Max Skinner is an unethical yet very successful London-based stockbroker. Following his Uncle Henry's death, Max is the sole beneficiary of his vineyard estate in Provence in south-eastern France. He travels there to prepare a quick sale and make a pretty penny. Shortly after arriving, however, he ends up getting involved in quite the amount of hijinks that make him reevaluate his lifestyle.


This film features examples of:

  • Big Fancy House: Max Skinner inherits a beautiful vineyard-estate in Provence from his uncle.
  • British Teeth: Lampshaded and inverted when Max observes that Christie must be American because of her perfect teeth.
  • Chekhov's Gun: The fact that Max is able to forge his uncle's signature is showed in a flashback. It becomes a relevant plot point in the end, when Max forges a letter to provide a false evidence that Christie is his uncle's daughter, which invalidates the sale of the estate.
  • Color Wash: London is colourless and grey, France is sunny and orange.
  • Corrupt Corporate Executive: Downplayed, but still a rare example of the protagonist starting out as one from the get go; Max is shown as being an unethical and agressive stockbroker. However, after a talk with his company's chairman, Sir Nigel, Max reconsiders selling his uncle's estate, not wanting to be like Nigel, and gives up his old lifestyle in favor of a quieter life in France.
  • Distracted by the Sexy: Once Fanny goes to show Max the butt injury he caused by hitting her bike, her flashing causes a few men to fall into a ditch.
  • Famous-Named Foreigner: "Fanny" for a woman from Southern France. Fanny is one of the main characters of the Marseilles Trilogy by Marcel Pagnol (made of 3 films: Marius, Fanny and César; the 1961 film named Fanny is an adaptation of the whole trilogy in a single film).
  • Fanservice: Provided by both Fanny and Christie, the latter even generating this exchange:
    Christie: I love your accent.
    Charlie: I love your bum.
  • Jerk with a Heart of Jerk: With all his bond-market manipulation, running people off the road while being too self-absorbed to even notice, and giving his subordinate running the store while he is away bad trading advice so that the guy gets fired, Max does manage to accomplish two good things in the film: he waits the tables in Fanny's restaurant when she is short-handed, and he provides a letter to Christie from her father proving that she is his daughter and that he wanted her to have the estate. But no, he in fact has selfish reasons behind both of these good turns: waiting tables allows him to get Fanny in bed (and he keeps the tips he earned), and he forged the letter to Christie so that he could invalidate his sale of the estate and retire there himself.

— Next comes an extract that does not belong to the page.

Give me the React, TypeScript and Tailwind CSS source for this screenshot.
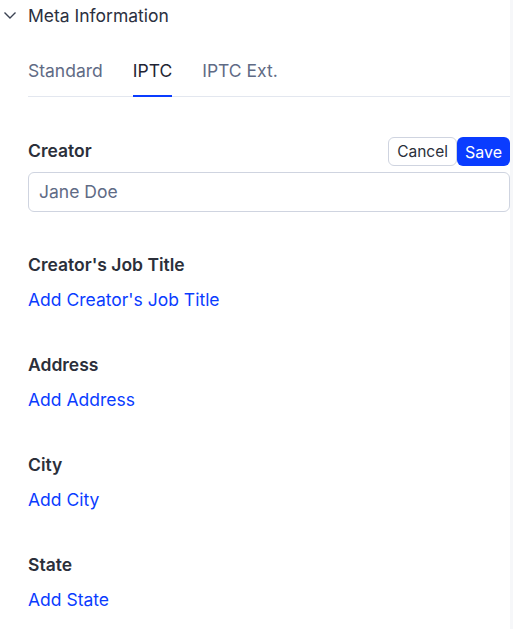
import React from "react";

const fields = [
  { label: "Creator's Job Title", link: "Add Creator's Job Title" },
  { label: "Address", link: "Add Address" },
  { label: "City", link: "Add City" },
  { label: "State", link: "Add State" },
];

export default function App() {
  return (
    <div
      className="flex items-start w-[513px] h-[629px] overflow-hidden bg-white"
      style={{ fontFamily: "Inter, 'Noto Sans', sans-serif" }}
    >
      <div className="w-[510px] flex flex-col shrink-0">
        <div className="h-[32px] shrink-0 flex items-center">
          <svg width="28" height="32" viewBox="0 0 28 32" className="shrink-0">
            <path d="M4.5 12.5 L10 18 L15.5 12.5" fill="none" stroke="#3b4252" strokeWidth="1.4" />
          </svg>
          <span className="text-[17.5px] text-[#2b3040]">Meta Information</span>
        </div>
        <div className="ml-[28px] mt-[20px] shrink-0 flex gap-[30px] border-b border-[#e3e7ef] h-[45px]">
          <div className="flex items-center pb-[6px] text-[17.5px] text-[#5f6b85]">Standard</div>
          <div className="flex items-center pb-[4px] text-[17.5px] text-[#1f2433] border-b-2 border-[#0a3cff] -mb-px">IPTC</div>
          <div className="flex items-center pb-[6px] text-[17.5px] text-[#5f6b85]">IPTC Ext.</div>
        </div>
        <div className="ml-[28px] mt-[40px] shrink-0 flex items-center justify-between h-[29px]">
          <span className="text-[17.5px] font-semibold text-[#2b2f3a]">Creator</span>
          <div className="flex h-[29px]">
            <button className="h-[29px] px-[8px] border border-[#cfd4e0] rounded-[6px] text-[15.5px] text-[#2b2f3a] bg-white">Cancel</button>
            <button className="h-[29px] px-[8px] rounded-[6px] text-[16px] text-white bg-[#0a3cff]">Save</button>
          </div>
        </div>
        <div className="ml-[28px] mt-[6px] shrink-0 h-[40px] border border-[#cfd4e0] rounded-[6px] flex items-center px-[10px] text-[17.5px] text-[#5f6b85]">
          Jane Doe
        </div>
        <div className="ml-[28px] mt-[41px] shrink-0 flex flex-col">
          {fields.map((f) => (
            <div key={f.label} className="flex flex-col h-[100px] shrink-0">
              <div className="h-[24px] flex items-center text-[17.5px] font-semibold text-[#2b2f3a]">{f.label}</div>
              <div className="mt-[11px] h-[24px] flex items-center text-[17.5px] text-[#0a3cff]">{f.link}</div>
            </div>
          ))}
        </div>
      </div>
      <div className="w-[3px] h-[629px] shrink-0 bg-[#f6f7f9]" />
    </div>
  );
}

  • A Minor Kidroduction: The prologue shows Max as a kid interacting with his uncle.
  • Mundane Made Awesome: The tennis game, which gets the flair Ridley Scott usually deploys in his action scenes.
  • Rule of Pool: Max falls in an empty pool, from which he only gets out once Fanny turns on the water in retaliation for the hit-and-run. The delay causes him to lose his flight, forcing him to stay for a week in Provence.
  • Scenery Porn: Provence is beautiful!
  • Soundtrack Dissonance: The song Moi... Lolita by Alizée is used in the trailer and in the movie when Max goes to the French countryside. The song has no themes in common with the movie... apart from France.
  • Took a Level in Kindness: In the beginning, Max is a selfish jerkass, only interested in making money. Downplayed, because, in the end, he is still quite a jerkass, but a least he has learned that there are other interesting things in life apart from money.